— begin —
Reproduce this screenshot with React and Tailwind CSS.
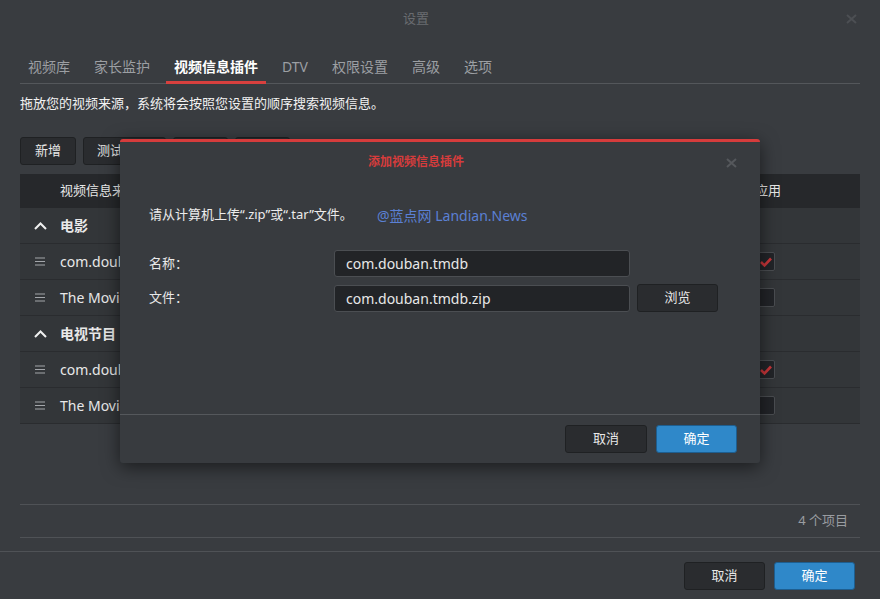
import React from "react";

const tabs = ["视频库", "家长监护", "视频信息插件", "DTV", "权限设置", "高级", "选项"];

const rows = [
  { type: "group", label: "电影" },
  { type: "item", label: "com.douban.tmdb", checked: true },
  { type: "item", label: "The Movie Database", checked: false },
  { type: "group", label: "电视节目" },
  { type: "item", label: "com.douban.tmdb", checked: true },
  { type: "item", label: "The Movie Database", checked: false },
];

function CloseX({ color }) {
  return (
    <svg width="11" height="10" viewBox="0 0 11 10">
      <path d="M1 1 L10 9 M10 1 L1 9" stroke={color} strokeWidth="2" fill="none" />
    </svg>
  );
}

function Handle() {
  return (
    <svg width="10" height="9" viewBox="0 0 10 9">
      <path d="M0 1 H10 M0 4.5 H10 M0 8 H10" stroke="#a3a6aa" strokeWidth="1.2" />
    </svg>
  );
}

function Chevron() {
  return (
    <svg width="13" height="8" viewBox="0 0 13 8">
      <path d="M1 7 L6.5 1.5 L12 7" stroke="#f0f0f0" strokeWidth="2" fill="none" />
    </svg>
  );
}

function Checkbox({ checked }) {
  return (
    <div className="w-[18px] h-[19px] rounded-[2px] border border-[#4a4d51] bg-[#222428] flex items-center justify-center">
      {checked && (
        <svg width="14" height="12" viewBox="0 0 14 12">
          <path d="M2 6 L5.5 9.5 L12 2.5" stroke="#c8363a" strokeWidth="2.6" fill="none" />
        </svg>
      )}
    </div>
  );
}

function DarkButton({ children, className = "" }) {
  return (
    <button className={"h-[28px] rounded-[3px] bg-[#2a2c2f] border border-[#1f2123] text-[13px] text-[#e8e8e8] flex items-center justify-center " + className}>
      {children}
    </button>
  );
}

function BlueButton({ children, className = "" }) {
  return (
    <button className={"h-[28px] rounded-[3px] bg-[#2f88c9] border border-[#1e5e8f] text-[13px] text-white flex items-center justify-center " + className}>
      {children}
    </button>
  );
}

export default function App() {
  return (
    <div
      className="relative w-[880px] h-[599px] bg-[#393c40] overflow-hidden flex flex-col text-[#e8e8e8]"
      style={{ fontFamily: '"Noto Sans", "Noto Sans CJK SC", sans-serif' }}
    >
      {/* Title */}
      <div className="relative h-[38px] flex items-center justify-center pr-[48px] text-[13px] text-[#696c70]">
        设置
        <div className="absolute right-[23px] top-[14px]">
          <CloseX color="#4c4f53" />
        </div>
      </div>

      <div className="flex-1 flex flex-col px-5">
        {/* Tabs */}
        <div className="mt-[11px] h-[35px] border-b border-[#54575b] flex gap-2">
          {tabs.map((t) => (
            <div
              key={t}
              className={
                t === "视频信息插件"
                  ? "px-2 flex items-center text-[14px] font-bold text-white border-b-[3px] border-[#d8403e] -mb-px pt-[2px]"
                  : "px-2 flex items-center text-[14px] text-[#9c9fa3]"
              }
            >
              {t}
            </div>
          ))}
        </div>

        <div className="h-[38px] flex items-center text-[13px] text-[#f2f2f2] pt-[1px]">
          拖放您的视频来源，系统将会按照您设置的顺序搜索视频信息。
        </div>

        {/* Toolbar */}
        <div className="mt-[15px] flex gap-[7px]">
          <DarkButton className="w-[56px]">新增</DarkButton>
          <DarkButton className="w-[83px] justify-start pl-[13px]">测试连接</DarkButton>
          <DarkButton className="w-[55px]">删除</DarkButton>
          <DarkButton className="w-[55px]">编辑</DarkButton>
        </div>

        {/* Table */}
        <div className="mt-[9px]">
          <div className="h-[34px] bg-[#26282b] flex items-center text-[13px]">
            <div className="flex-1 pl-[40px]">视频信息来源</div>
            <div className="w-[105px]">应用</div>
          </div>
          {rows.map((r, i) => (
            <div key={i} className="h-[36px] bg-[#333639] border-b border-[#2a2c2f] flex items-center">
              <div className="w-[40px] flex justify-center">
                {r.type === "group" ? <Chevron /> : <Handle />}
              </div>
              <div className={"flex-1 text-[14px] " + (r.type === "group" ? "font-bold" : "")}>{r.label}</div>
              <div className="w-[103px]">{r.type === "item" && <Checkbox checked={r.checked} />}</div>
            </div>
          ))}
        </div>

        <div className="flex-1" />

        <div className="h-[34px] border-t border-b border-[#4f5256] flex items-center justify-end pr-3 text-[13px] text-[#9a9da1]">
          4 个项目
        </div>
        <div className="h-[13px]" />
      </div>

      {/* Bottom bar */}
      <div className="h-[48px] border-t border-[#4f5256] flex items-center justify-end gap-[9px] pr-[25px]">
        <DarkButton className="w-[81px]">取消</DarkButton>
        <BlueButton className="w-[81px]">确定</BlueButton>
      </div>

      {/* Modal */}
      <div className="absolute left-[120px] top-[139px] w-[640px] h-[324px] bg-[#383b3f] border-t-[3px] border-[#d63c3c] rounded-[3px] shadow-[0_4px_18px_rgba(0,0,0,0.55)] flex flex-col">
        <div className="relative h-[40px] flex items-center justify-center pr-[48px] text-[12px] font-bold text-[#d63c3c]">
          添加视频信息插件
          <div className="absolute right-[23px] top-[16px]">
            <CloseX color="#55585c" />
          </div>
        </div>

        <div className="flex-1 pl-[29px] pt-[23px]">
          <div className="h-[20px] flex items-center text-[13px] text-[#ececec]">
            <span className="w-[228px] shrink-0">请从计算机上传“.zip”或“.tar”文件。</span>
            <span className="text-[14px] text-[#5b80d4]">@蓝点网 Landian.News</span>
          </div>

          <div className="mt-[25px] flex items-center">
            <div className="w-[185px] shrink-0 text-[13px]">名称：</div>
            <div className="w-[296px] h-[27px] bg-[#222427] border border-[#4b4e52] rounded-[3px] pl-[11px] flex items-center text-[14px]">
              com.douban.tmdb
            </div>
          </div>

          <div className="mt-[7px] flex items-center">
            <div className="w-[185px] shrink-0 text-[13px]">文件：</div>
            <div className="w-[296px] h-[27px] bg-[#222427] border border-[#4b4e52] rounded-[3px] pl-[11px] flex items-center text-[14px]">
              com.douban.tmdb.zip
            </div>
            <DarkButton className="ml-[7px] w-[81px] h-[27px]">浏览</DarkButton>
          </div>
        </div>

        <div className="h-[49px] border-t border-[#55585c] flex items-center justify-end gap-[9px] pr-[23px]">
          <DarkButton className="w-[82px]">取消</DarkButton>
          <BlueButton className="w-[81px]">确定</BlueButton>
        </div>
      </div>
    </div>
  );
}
— end —
**What needs to be done**
Leaving out the pictures, repeat the data above exactly.

**Answer to this exercise**
Reproduce this screenshot with React and Tailwind CSS.
import React from "react";

const tabs = ["视频库", "家长监护", "视频信息插件", "DTV", "权限设置", "高级", "选项"];

const rows = [
  { type: "group", label: "电影" },
  { type: "item", label: "com.douban.tmdb", checked: true },
  { type: "item", label: "The Movie Database", checked: false },
  { type: "group", label: "电视节目" },
  { type: "item", label: "com.douban.tmdb", checked: true },
  { type: "item", label: "The Movie Database", checked: false },
];

function CloseX({ color }) {
  return (
    <svg width="11" height="10" viewBox="0 0 11 10">
      <path d="M1 1 L10 9 M10 1 L1 9" stroke={color} strokeWidth="2" fill="none" />
    </svg>
  );
}

function Handle() {
  return (
    <svg width="10" height="9" viewBox="0 0 10 9">
      <path d="M0 1 H10 M0 4.5 H10 M0 8 H10" stroke="#a3a6aa" strokeWidth="1.2" />
    </svg>
  );
}

function Chevron() {
  return (
    <svg width="13" height="8" viewBox="0 0 13 8">
      <path d="M1 7 L6.5 1.5 L12 7" stroke="#f0f0f0" strokeWidth="2" fill="none" />
    </svg>
  );
}

function Checkbox({ checked }) {
  return (
    <div className="w-[18px] h-[19px] rounded-[2px] border border-[#4a4d51] bg-[#222428] flex items-center justify-center">
      {checked && (
        <svg width="14" height="12" viewBox="0 0 14 12">
          <path d="M2 6 L5.5 9.5 L12 2.5" stroke="#c8363a" strokeWidth="2.6" fill="none" />
        </svg>
      )}
    </div>
  );
}

function DarkButton({ children, className = "" }) {
  return (
    <button className={"h-[28px] rounded-[3px] bg-[#2a2c2f] border border-[#1f2123] text-[13px] text-[#e8e8e8] flex items-center justify-center " + className}>
      {children}
    </button>
  );
}

function BlueButton({ children, className = "" }) {
  return (
    <button className={"h-[28px] rounded-[3px] bg-[#2f88c9] border border-[#1e5e8f] text-[13px] text-white flex items-center justify-center " + className}>
      {children}
    </button>
  );
}

export default function App() {
  return (
    <div
      className="relative w-[880px] h-[599px] bg-[#393c40] overflow-hidden flex flex-col text-[#e8e8e8]"
      style={{ fontFamily: '"Noto Sans", "Noto Sans CJK SC", sans-serif' }}
    >
      {/* Title */}
      <div className="relative h-[38px] flex items-center justify-center pr-[48px] text-[13px] text-[#696c70]">
        设置
        <div className="absolute right-[23px] top-[14px]">
          <CloseX color="#4c4f53" />
        </div>
      </div>

      <div className="flex-1 flex flex-col px-5">
        {/* Tabs */}
        <div className="mt-[11px] h-[35px] border-b border-[#54575b] flex gap-2">
          {tabs.map((t) => (
            <div
              key={t}
              className={
                t === "视频信息插件"
                  ? "px-2 flex items-center text-[14px] font-bold text-white border-b-[3px] border-[#d8403e] -mb-px pt-[2px]"
                  : "px-2 flex items-center text-[14px] text-[#9c9fa3]"
              }
            >
              {t}
            </div>
          ))}
        </div>

        <div className="h-[38px] flex items-center text-[13px] text-[#f2f2f2] pt-[1px]">
          拖放您的视频来源，系统将会按照您设置的顺序搜索视频信息。
        </div>

        {/* Toolbar */}
        <div className="mt-[15px] flex gap-[7px]">
          <DarkButton className="w-[56px]">新增</DarkButton>
          <DarkButton className="w-[83px] justify-start pl-[13px]">测试连接</DarkButton>
          <DarkButton className="w-[55px]">删除</DarkButton>
          <DarkButton className="w-[55px]">编辑</DarkButton>
        </div>

        {/* Table */}
        <div className="mt-[9px]">
          <div className="h-[34px] bg-[#26282b] flex items-center text-[13px]">
            <div className="flex-1 pl-[40px]">视频信息来源</div>
            <div className="w-[105px]">应用</div>
          </div>
          {rows.map((r, i) => (
            <div key={i} className="h-[36px] bg-[#333639] border-b border-[#2a2c2f] flex items-center">
              <div className="w-[40px] flex justify-center">
                {r.type === "group" ? <Chevron /> : <Handle />}
              </div>
              <div className={"flex-1 text-[14px] " + (r.type === "group" ? "font-bold" : "")}>{r.label}</div>
              <div className="w-[103px]">{r.type === "item" && <Checkbox checked={r.checked} />}</div>
            </div>
          ))}
        </div>

        <div className="flex-1" />

        <div className="h-[34px] border-t border-b border-[#4f5256] flex items-center justify-end pr-3 text-[13px] text-[#9a9da1]">
          4 个项目
        </div>
        <div className="h-[13px]" />
      </div>

      {/* Bottom bar */}
      <div className="h-[48px] border-t border-[#4f5256] flex items-center justify-end gap-[9px] pr-[25px]">
        <DarkButton className="w-[81px]">取消</DarkButton>
        <BlueButton className="w-[81px]">确定</BlueButton>
      </div>

      {/* Modal */}
      <div className="absolute left-[120px] top-[139px] w-[640px] h-[324px] bg-[#383b3f] border-t-[3px] border-[#d63c3c] rounded-[3px] shadow-[0_4px_18px_rgba(0,0,0,0.55)] flex flex-col">
        <div className="relative h-[40px] flex items-center justify-center pr-[48px] text-[12px] font-bold text-[#d63c3c]">
          添加视频信息插件
          <div className="absolute right-[23px] top-[16px]">
            <CloseX color="#55585c" />
          </div>
        </div>

        <div className="flex-1 pl-[29px] pt-[23px]">
          <div className="h-[20px] flex items-center text-[13px] text-[#ececec]">
            <span className="w-[228px] shrink-0">请从计算机上传“.zip”或“.tar”文件。</span>
            <span className="text-[14px] text-[#5b80d4]">@蓝点网 Landian.News</span>
          </div>

          <div className="mt-[25px] flex items-center">
            <div className="w-[185px] shrink-0 text-[13px]">名称：</div>
            <div className="w-[296px] h-[27px] bg-[#222427] border border-[#4b4e52] rounded-[3px] pl-[11px] flex items-center text-[14px]">
              com.douban.tmdb
            </div>
          </div>

          <div className="mt-[7px] flex items-center">
            <div className="w-[185px] shrink-0 text-[13px]">文件：</div>
            <div className="w-[296px] h-[27px] bg-[#222427] border border-[#4b4e52] rounded-[3px] pl-[11px] flex items-center text-[14px]">
              com.douban.tmdb.zip
            </div>
            <DarkButton className="ml-[7px] w-[81px] h-[27px]">浏览</DarkButton>
          </div>
        </div>

        <div className="h-[49px] border-t border-[#55585c] flex items-center justify-end gap-[9px] pr-[23px]">
          <DarkButton className="w-[82px]">取消</DarkButton>
          <BlueButton className="w-[81px]">确定</BlueButton>
        </div>
      </div>
    </div>
  );
}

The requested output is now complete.